You say a lot of positive things about mixed orientation marriages, and I definitely think you’re right that we need to break out of the two narratives that you describe for such marriages. And I agree that the only way to do that is for people in these marriages to speak openly about their experiences.
But there’s a problem lurking here, methinks. Although it is a no casual decision to be open about one’s experience of homosexuality or bisexuality when a person is single, it is an absolutely huge decision to be open when one is married. I’m married and I’ve got five kids. I’m attracted to both men and women. I would love to be someone who provides a witness to how chastity is possible for a man like me.
But there are unique obstacles here. Is it fair to my children, to make them have to deal with people’s bad responses to my revelations? I think of the case of Josh Weed, who started talking about this online (using his real name), and was run through the media gauntlet like some sort of alien from outer space. However much I respect the man, I would not want to be one of his kids, growing up with culture war missiles falling all around.
My personal struggle is this: I post here as “Daniel P”, which is a portion of my real name, because I’m sick of being anonymous. I want to use my full name. Heck, I’m an author. I want to publish on this topic, because I think voices like mine ought to be heard. But thinking about my children gives me pause. I would be interested in seeing folks at SF explore the unique ethical questions behind a married person being honest about his or her experience of same-sex attraction.
“Just as silencing the voices of celibate gay Christians impoverishes our understanding of what celibacy is, silencing the voices of those in mixed-orientation marriages impoverishes our understanding of Christian marriage as a whole.”
What about when those in mixed-orientation marriages, in effect, silence ourselves?
Thanks for sharing that. The short answer is, I have no problem with people who choose to stay in the closet (not sure that’s the best way to describe it, but you get what I mean), only with people being forced to stay there. And that goes not just for married people but for celibate people, too.
I thought about mentioning that in the article but the more clarifications you add, the longer it becomes, so thanks for giving me a chance to speak to that concern.
God bless you and your family.
I’m new to this site but find this article very interesting. I am gay and celibate curate in the Church of England (was ordained 6 months ago). But given that I am protestant, not catholic, I never even thought when first considering my vocation to a priestly ministry that I was being called to a life of permament singleness. However in the last couple of years I have come to a starker realisation that I am probably not likely to marry (due to my same-sex attractions, not my vocation). I have recently spoken to friends who have said to me that even though I am gay, my celibacy is still similar to single people who are not able to find a marriage partner or catholic priests who vow not to marry.

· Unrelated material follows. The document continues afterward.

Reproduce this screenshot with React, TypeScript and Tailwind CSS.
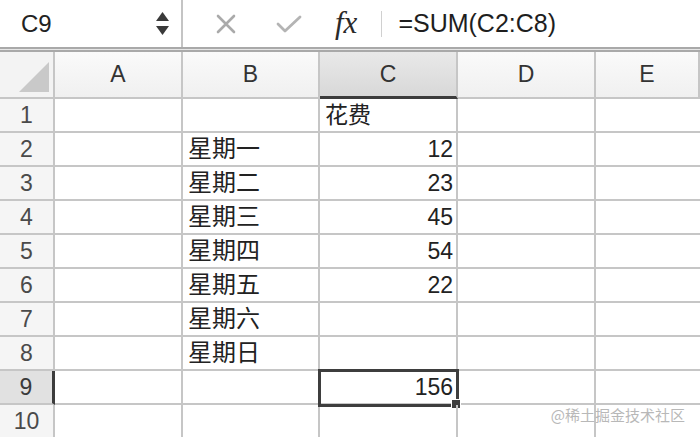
import React from "react";

const cols = ["A", "B", "C", "D", "E"];

const rows: { b?: string; c?: string; cAlign?: "left" | "right" }[] = [
  { c: "花费", cAlign: "left" },
  { b: "星期一", c: "12" },
  { b: "星期二", c: "23" },
  { b: "星期三", c: "45" },
  { b: "星期四", c: "54" },
  { b: "星期五", c: "22" },
  { b: "星期六" },
  { b: "星期日" },
  { c: "156" },
  {},
];

const font = { fontFamily: '"Liberation Sans", Arial, "Noto Sans CJK SC", sans-serif' };

function FormulaBar() {
  return (
    <div className="flex h-[47px] bg-white text-[#222]">
      <div className="flex w-[183px] items-center border-r-2 border-[#c4c4c4] pl-[21px] pr-[12px]">
        <span className="flex-1 text-[24px]">C9</span>
        <div className="flex flex-col items-center gap-[5px]">
          <svg width="13" height="9" viewBox="0 0 13 9">
            <path d="M6.5 0 L13 9 L0 9 Z" fill="#3a3a3a" />
          </svg>
          <svg width="13" height="9" viewBox="0 0 13 9">
            <path d="M0 0 L13 0 L6.5 9 Z" fill="#3a3a3a" />
          </svg>
        </div>
      </div>
      <div className="flex items-center">
        <svg className="ml-[33px]" width="20" height="20" viewBox="0 0 20 20">
          <path d="M2 2 L18 18 M18 2 L2 18" stroke="#aaaaaa" strokeWidth="2.6" strokeLinecap="round" />
        </svg>
        <svg className="ml-[40px]" width="26" height="20" viewBox="0 0 26 20">
          <path d="M2 10 L9 17 L24 3" stroke="#b4b4b4" strokeWidth="2.8" fill="none" strokeLinecap="round" strokeLinejoin="round" />
        </svg>
        <span
          className="ml-[33px] text-[31px] italic text-[#2a2a2a]"
          style={{ fontFamily: '"Liberation Serif", "Times New Roman", serif' }}
        >
          fx
        </span>
        <div className="ml-[24px] h-[26px] w-px bg-[#d0d0d0]" />
        <span className="ml-[16px] text-[25px] text-[#1e1e1e]">=SUM(C2:C8)</span>
      </div>
    </div>
  );
}

export default function App() {
  return (
    <div className="h-[437px] w-[700px] overflow-hidden bg-white" style={font}>
      <FormulaBar />
      {/* double rule under the formula bar */}
      <div className="h-[5px] border-y-2 border-[#a9a9a9] bg-[#e6e6e6]" />

      <div className="relative grid grid-cols-[55px_128px_137px_138px_138px_1fr]">
        {/* header row */}
        <div className="flex h-[47px] items-end justify-end border-r-2 border-b-2 border-[#c6c6c6] bg-[#f3f3f3] pb-[5px] pr-[4px]">
          <svg width="30" height="30" viewBox="0 0 30 30">
            <path d="M30 0 L30 30 L0 30 Z" fill="#c9c9c9" />
          </svg>
        </div>
        {cols.map((c) =>
          c === "C" ? (
            <div
              key={c}
              className="flex h-[47px] items-center justify-center border-r-2 border-b-[3px] border-r-[#c6c6c6] border-b-[#3c3c3c] bg-gradient-to-b from-[#e9e9e9] to-[#d8d8d8] text-[23px] text-[#333]"
            >
              {c}
            </div>
          ) : (
            <div
              key={c}
              className="flex h-[47px] items-center justify-center border-r-2 border-b-2 border-[#c6c6c6] bg-gradient-to-b from-[#fafafa] to-[#f0f0f0] text-[23px] text-[#333]"
            >
              {c}
            </div>
          )
        )}

        {rows.map((r, i) => {
          const n = i + 1;
          const selected = n === 9;
          return (
            <React.Fragment key={n}>
              <div
                className={
                  selected
                    ? "flex h-[34px] items-center justify-center border-r-[3px] border-b-2 border-r-[#3c3c3c] border-b-[#c6c6c6] bg-[#e1e1e1] text-[23px] text-[#3a3a3a]"
                    : "flex h-[34px] items-center justify-center border-r-2 border-b-2 border-[#c6c6c6] bg-[#f5f5f5] text-[23px] text-[#4a4a4a]"
                }
              >
                {n}
              </div>
              <div className="h-[34px] border-r-2 border-b-2 border-[#c6c6c6]" />
              <div className="flex h-[34px] items-center border-r-2 border-b-2 border-[#c6c6c6] pl-[5px] text-[24px] text-[#222]">
                {r.b}
              </div>
              <div
                className={
                  "relative flex h-[34px] items-center border-r-2 border-b-2 border-[#c6c6c6] text-[23px] text-[#222] " +
                  (r.cAlign === "left" ? "justify-start pl-[5px]" : "justify-end pr-[3px]")
                }
              >
                {r.c}
                {selected && (
                  <>
                    <div className="pointer-events-none absolute -left-[2px] -top-[2px] h-[38px] w-[141px] border-[3px] border-[#3e3e3e]" />
                    <div className="absolute -bottom-[5px] -right-[4px] h-[8px] w-[8px] bg-[#3e3e3e] outline outline-1 outline-white" />
                  </>
                )}
              </div>
              <div className="h-[34px] border-r-2 border-b-2 border-[#c6c6c6]" />
              <div className="h-[34px] border-b-2 border-[#c6c6c6]" />
            </React.Fragment>
          );
        })}

        {/* watermark */}
        <span className="absolute right-[15px] top-[352px] text-[15px] text-[#b8b8b8]" style={{ fontFamily: '"Noto Sans CJK SC", sans-serif' }}>
          @稀土掘金技术社区
        </span>
      </div>
    </div>
  );
}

Perhaps this is unfair, but I confess I struggle with this, because it feels to me like Catholic priests make more of a conscious choice to be celibate when they enter the priesthood, whereas it doesn’t feel to me like my singleness was an option. And whilst I sympathise to a degree with single “straight” people who wish to marry but haven’t found someone yet, again I struggle to compare myself to them because they have options to marry at some point in future. I have a good friend who is a lady aged 40 who went to college with me, and although neither of us were married, I still thought “there’s still a possibility she might marry”. This year she is getting married! Yet for me I don’t even have that faint hope that I might marry or have a partner one day, it seems a kind of lifelong enforced celibacy and singleness, even though I know that some people have mixed-orientation marriages.
I’m also interested in your reflections on what to tell 14 year-olds about sexuality. Personally, I think the advice “wait till you’re older as you might develop feelings for girls” is not always that helpful. I know that sexuality can be changeable throughout teenage years, but aged 14, my parents told me that teenagers who considered themselves gay would probably grow out of it after puberty. The assumption was that they just hadn’t developed enough to fancy girls yet. (My dad is a vicar and both my parents are traditional evangelical Christians.) When I finally admitted to them I was gay (aged 25) they told me not to worry about it as I was still young and would probably change and get married in my 30s (which is what my mum still hopes for). But aged 28, the idea of “wait till you’re older and fall in love with a woman” doesn’t wash so much. Perhaps being more honest with young people about the different journeys gay Christians face, as you suggest, is more helpful.
(p.s. – Sorry I’m not good at writing short responses to articles!)